As it was the case with the binomial case, where we have seen that the CLT does not produce reliable CI for success probability values close to zero or one, for the Poisson distributon the CLT does not produce reliable CI for small values of lambda (corresponding to small number of events for large amount of monitoring time). As always, one remedy is to increase the sample size.

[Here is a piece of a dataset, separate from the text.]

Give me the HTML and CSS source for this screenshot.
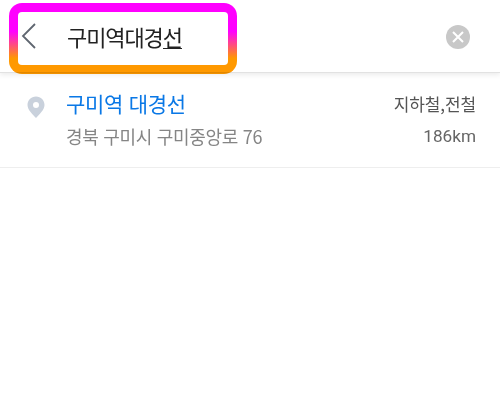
FILE: index.html
```html
<!DOCTYPE html>
<html lang="ko">
<head>
<meta charset="utf-8">
<title>구미역대경선</title>
<link rel="stylesheet" href="styles.css">
</head>
<body>
<header class="bar">
  <svg class="back" width="16" height="26" viewBox="0 0 16 26"><path d="M14 1 L2 13 L14 25" fill="none" stroke="#5f6670" stroke-width="1.8"/></svg>
  <div class="query">구미역대경<span class="composing">선</span></div>
  <svg class="clear" width="24" height="24" viewBox="0 0 24 24"><circle cx="12" cy="12" r="12" fill="#c8c8c8"/><path d="M7 7 L17 17 M17 7 L7 17" stroke="#fff" stroke-width="2"/></svg>
  <div class="highlight"></div>
</header>
<section class="row">
  <svg class="pin" width="18" height="22" viewBox="0 0 18 22"><path fill-rule="evenodd" fill="#c9d1dc" d="M9 0.5 C4 0.5 0.5 4.2 0.5 9 C0.5 14 6 18.5 9 22 C12 18.5 17.5 14 17.5 9 C17.5 4.2 14 0.5 9 0.5 Z M9 6 A3 3 0 1 1 9 12 A3 3 0 1 1 9 6 Z"/></svg>
  <div class="main">
    <div class="name">구미역 대경선</div>
    <div class="addr">경북 구미시 구미중앙로 76</div>
  </div>
  <div class="meta">
    <div class="kind">지하철,전철</div>
    <div class="dist">186km</div>
  </div>
</section>
</body>
</html>
```
FILE: styles.css
```css
html, body { margin: 0; padding: 0; background: #fff; }
body { width: 500px; height: 411px; overflow: hidden; font-family: "Noto Sans CJK KR", "Noto Sans", sans-serif; }
.bar { position: relative; height: 73px; display: flex; align-items: center; padding: 0 30px 0 21px; box-sizing: border-box; border-bottom: 1px solid #e2e2e2; box-shadow: 0 2px 5px rgba(0,0,0,.08); }
.back { flex: none; }
.query { flex: 1; margin-left: 30px; margin-bottom: 1px; font-size: 22px; letter-spacing: -1.1px; color: #222; line-height: 30px; }
.composing { display: inline-block; line-height: 23px; border-bottom: 1px solid #222; }
.clear { flex: none; margin-top: 1px; }
.highlight { position: absolute; left: 9px; top: 3px; width: 228px; height: 71px; box-sizing: border-box; border: 9px solid transparent; border-radius: 13px; pointer-events: none; background: linear-gradient(#fff,#fff) padding-box, linear-gradient(#ff00ff 0%, #ff00ff 40%, #ff9900 78%, #ff9900 100%) border-box; mix-blend-mode: multiply; }
.row { display: flex; height: 95px; box-sizing: border-box; padding: 14px 24px 0 27px; border-bottom: 1px solid #eee; }
.pin { flex: none; margin-top: 9px; }
.main { flex: 1; margin-left: 21px; }
.name { font-size: 21px; line-height: 32px; color: #0a78e6; letter-spacing: -0.3px; }
.addr { font-size: 18px; line-height: 28px; margin-top: 3px; color: #858585; letter-spacing: -0.3px; }
.meta { text-align: right; color: #555; font-family: "Noto Sans CJK KR", Roboto, sans-serif; }
.kind { font-size: 17px; line-height: 32px; margin-top: 1px; letter-spacing: -0.1px; }
.dist { font-size: 17.2px; font-family: Roboto, sans-serif; line-height: 28px; margin-top: 2px; color: #666; }
```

The next cell corresponds to the same code but the value \(t\) is now set to 1000.

countCorrectCI = function(lambda){
lhats <- rpois(nsim, lambda = lambda * t)/t

ul <- lhats + qnorm(0.975) * sqrt(lhats /t)
ll <- lhats - qnorm(0.975) * sqrt(lhats / t)

return(mean(ll < lambda & ul > lambda))
}

nsim <- 1000
lValues <- seq(0.005, 0.1, by = 0.01)
t <- 100
coverage100 <- sapply(lValues, countCorrectCI)
t <- 1000
coverage1000 <- sapply(lValues, countCorrectCI)


par(bty="l")
plot(lValues, coverage100, 
     type = 'l', lwd = 3, 
     ylim = range(c(coverage100, coverage1000)),
     col = yarrr::transparent('maroon2', .6))
lines(lValues, coverage1000, 
     type = 'l', lwd = 3, 
     col = yarrr::transparent('cyan2', .6))
abline(h = 0.95, lwd = 3, 
     col = yarrr::transparent('olivedrab4', .6))
legend('bottomleft', 
       legend = c('t = 100', 't = 1000'),
       col = c(yarrr::transparent('maroon2', .6),
               yarrr::transparent('cyan3', .6)),
       bty = "n", lty = 1, lwd = '3')

Summary

  • The LLN is stating that averages of sample converge to the population means that they are estimating.
  • The CLT states that averages are approximately normal, with distributons :
    • centereed at the population mean (which we knew already)
    • with stadard deviations equal to the standard error of the mean (which we already knew also)
    • CLT gives no guarantees that \(n\) is large enough
  • Taking the mean and adding and substracting the relevant normal quantile times the SE yuelds a CI for the mean (this is the default way of creating CI).
  • Confidence intervals gets wider as the coverage increases (this is natural, in order to guarantee a high coverage, the interval get wider)
  • For the binomial and Poisson distributons, have exact intervals that don’t require CLT.